* [Dataset section]

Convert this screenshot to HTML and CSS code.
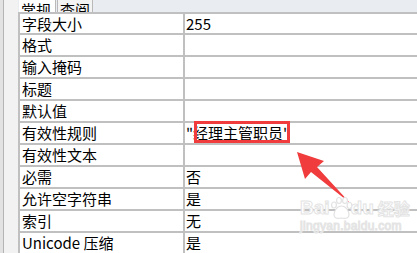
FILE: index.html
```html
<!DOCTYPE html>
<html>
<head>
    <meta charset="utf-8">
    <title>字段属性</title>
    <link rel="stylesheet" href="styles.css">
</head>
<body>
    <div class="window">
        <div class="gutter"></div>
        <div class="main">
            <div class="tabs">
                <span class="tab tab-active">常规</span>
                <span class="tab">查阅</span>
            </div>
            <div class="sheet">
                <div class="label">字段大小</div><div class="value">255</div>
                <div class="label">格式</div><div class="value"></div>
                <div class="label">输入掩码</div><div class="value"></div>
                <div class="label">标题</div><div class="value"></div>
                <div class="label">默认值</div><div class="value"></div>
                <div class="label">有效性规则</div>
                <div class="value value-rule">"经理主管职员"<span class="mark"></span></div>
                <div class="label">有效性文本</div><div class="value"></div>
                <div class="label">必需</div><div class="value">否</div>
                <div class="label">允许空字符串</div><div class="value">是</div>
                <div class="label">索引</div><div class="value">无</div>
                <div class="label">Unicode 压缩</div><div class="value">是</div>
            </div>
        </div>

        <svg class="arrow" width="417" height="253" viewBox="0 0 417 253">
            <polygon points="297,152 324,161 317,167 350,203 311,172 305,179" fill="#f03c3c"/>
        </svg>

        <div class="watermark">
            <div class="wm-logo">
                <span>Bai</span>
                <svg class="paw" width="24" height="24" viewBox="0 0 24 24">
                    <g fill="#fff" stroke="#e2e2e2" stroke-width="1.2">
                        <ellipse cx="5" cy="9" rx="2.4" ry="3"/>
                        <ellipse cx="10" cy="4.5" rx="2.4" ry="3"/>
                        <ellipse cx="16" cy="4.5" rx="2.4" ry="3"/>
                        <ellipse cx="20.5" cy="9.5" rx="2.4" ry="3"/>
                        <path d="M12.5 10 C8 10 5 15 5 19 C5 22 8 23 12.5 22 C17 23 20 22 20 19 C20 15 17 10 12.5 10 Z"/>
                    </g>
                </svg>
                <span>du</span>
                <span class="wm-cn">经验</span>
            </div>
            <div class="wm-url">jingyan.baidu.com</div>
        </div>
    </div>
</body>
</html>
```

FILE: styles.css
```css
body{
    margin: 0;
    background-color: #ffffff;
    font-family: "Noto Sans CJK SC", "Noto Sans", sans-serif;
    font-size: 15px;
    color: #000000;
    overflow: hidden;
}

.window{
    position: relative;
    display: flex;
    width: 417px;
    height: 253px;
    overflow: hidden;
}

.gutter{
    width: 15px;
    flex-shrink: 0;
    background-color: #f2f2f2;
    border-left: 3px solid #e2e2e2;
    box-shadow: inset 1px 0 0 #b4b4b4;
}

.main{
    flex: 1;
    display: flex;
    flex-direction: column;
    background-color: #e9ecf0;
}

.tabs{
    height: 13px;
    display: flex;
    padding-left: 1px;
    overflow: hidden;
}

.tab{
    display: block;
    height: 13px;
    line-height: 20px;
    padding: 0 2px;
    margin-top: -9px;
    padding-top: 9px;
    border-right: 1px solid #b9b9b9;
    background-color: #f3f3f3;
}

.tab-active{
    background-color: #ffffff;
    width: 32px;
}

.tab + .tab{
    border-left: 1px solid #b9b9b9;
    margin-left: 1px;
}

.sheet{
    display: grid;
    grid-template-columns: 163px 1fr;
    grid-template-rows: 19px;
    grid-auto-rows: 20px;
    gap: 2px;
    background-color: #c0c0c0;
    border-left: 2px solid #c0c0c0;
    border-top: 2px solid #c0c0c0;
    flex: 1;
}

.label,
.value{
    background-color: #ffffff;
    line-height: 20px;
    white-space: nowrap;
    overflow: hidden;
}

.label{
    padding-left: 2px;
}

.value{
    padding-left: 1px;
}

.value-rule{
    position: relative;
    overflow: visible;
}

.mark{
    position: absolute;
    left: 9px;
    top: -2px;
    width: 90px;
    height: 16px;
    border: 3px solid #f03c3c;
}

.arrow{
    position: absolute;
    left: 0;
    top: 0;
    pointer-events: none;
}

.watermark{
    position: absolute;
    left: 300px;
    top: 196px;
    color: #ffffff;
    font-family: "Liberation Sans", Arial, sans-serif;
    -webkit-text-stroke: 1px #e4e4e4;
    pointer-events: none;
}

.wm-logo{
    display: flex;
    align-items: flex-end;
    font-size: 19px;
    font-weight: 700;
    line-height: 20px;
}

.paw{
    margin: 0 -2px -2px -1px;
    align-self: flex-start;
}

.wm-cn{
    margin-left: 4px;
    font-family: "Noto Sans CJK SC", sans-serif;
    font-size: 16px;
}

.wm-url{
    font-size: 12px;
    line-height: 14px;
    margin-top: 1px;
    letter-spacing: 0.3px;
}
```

* [Required work]
Reproduce the material in full, word for word, and omit the pictures.

* [The response]
Convert this screenshot to HTML and CSS code.
FILE: index.html
```html
<!DOCTYPE html>
<html>
<head>
    <meta charset="utf-8">
    <title>字段属性</title>
    <link rel="stylesheet" href="styles.css">
</head>
<body>
    <div class="window">
        <div class="gutter"></div>
        <div class="main">
            <div class="tabs">
                <span class="tab tab-active">常规</span>
                <span class="tab">查阅</span>
            </div>
            <div class="sheet">
                <div class="label">字段大小</div><div class="value">255</div>
                <div class="label">格式</div><div class="value"></div>
                <div class="label">输入掩码</div><div class="value"></div>
                <div class="label">标题</div><div class="value"></div>
                <div class="label">默认值</div><div class="value"></div>
                <div class="label">有效性规则</div>
                <div class="value value-rule">"经理主管职员"<span class="mark"></span></div>
                <div class="label">有效性文本</div><div class="value"></div>
                <div class="label">必需</div><div class="value">否</div>
                <div class="label">允许空字符串</div><div class="value">是</div>
                <div class="label">索引</div><div class="value">无</div>
                <div class="label">Unicode 压缩</div><div class="value">是</div>
            </div>
        </div>

        <svg class="arrow" width="417" height="253" viewBox="0 0 417 253">
            <polygon points="297,152 324,161 317,167 350,203 311,172 305,179" fill="#f03c3c"/>
        </svg>

        <div class="watermark">
            <div class="wm-logo">
                <span>Bai</span>
                <svg class="paw" width="24" height="24" viewBox="0 0 24 24">
                    <g fill="#fff" stroke="#e2e2e2" stroke-width="1.2">
                        <ellipse cx="5" cy="9" rx="2.4" ry="3"/>
                        <ellipse cx="10" cy="4.5" rx="2.4" ry="3"/>
                        <ellipse cx="16" cy="4.5" rx="2.4" ry="3"/>
                        <ellipse cx="20.5" cy="9.5" rx="2.4" ry="3"/>
                        <path d="M12.5 10 C8 10 5 15 5 19 C5 22 8 23 12.5 22 C17 23 20 22 20 19 C20 15 17 10 12.5 10 Z"/>
                    </g>
                </svg>
                <span>du</span>
                <span class="wm-cn">经验</span>
            </div>
            <div class="wm-url">jingyan.baidu.com</div>
        </div>
    </div>
</body>
</html>
```

FILE: styles.css
```css
body{
    margin: 0;
    background-color: #ffffff;
    font-family: "Noto Sans CJK SC", "Noto Sans", sans-serif;
    font-size: 15px;
    color: #000000;
    overflow: hidden;
}

.window{
    position: relative;
    display: flex;
    width: 417px;
    height: 253px;
    overflow: hidden;
}

.gutter{
    width: 15px;
    flex-shrink: 0;
    background-color: #f2f2f2;
    border-left: 3px solid #e2e2e2;
    box-shadow: inset 1px 0 0 #b4b4b4;
}

.main{
    flex: 1;
    display: flex;
    flex-direction: column;
    background-color: #e9ecf0;
}

.tabs{
    height: 13px;
    display: flex;
    padding-left: 1px;
    overflow: hidden;
}

.tab{
    display: block;
    height: 13px;
    line-height: 20px;
    padding: 0 2px;
    margin-top: -9px;
    padding-top: 9px;
    border-right: 1px solid #b9b9b9;
    background-color: #f3f3f3;
}

.tab-active{
    background-color: #ffffff;
    width: 32px;
}

.tab + .tab{
    border-left: 1px solid #b9b9b9;
    margin-left: 1px;
}

.sheet{
    display: grid;
    grid-template-columns: 163px 1fr;
    grid-template-rows: 19px;
    grid-auto-rows: 20px;
    gap: 2px;
    background-color: #c0c0c0;
    border-left: 2px solid #c0c0c0;
    border-top: 2px solid #c0c0c0;
    flex: 1;
}

.label,
.value{
    background-color: #ffffff;
    line-height: 20px;
    white-space: nowrap;
    overflow: hidden;
}

.label{
    padding-left: 2px;
}

.value{
    padding-left: 1px;
}

.value-rule{
    position: relative;
    overflow: visible;
}

.mark{
    position: absolute;
    left: 9px;
    top: -2px;
    width: 90px;
    height: 16px;
    border: 3px solid #f03c3c;
}

.arrow{
    position: absolute;
    left: 0;
    top: 0;
    pointer-events: none;
}

.watermark{
    position: absolute;
    left: 300px;
    top: 196px;
    color: #ffffff;
    font-family: "Liberation Sans", Arial, sans-serif;
    -webkit-text-stroke: 1px #e4e4e4;
    pointer-events: none;
}

.wm-logo{
    display: flex;
    align-items: flex-end;
    font-size: 19px;
    font-weight: 700;
    line-height: 20px;
}

.paw{
    margin: 0 -2px -2px -1px;
    align-self: flex-start;
}

.wm-cn{
    margin-left: 4px;
    font-family: "Noto Sans CJK SC", sans-serif;
    font-size: 16px;
}

.wm-url{
    font-size: 12px;
    line-height: 14px;
    margin-top: 1px;
    letter-spacing: 0.3px;
}
```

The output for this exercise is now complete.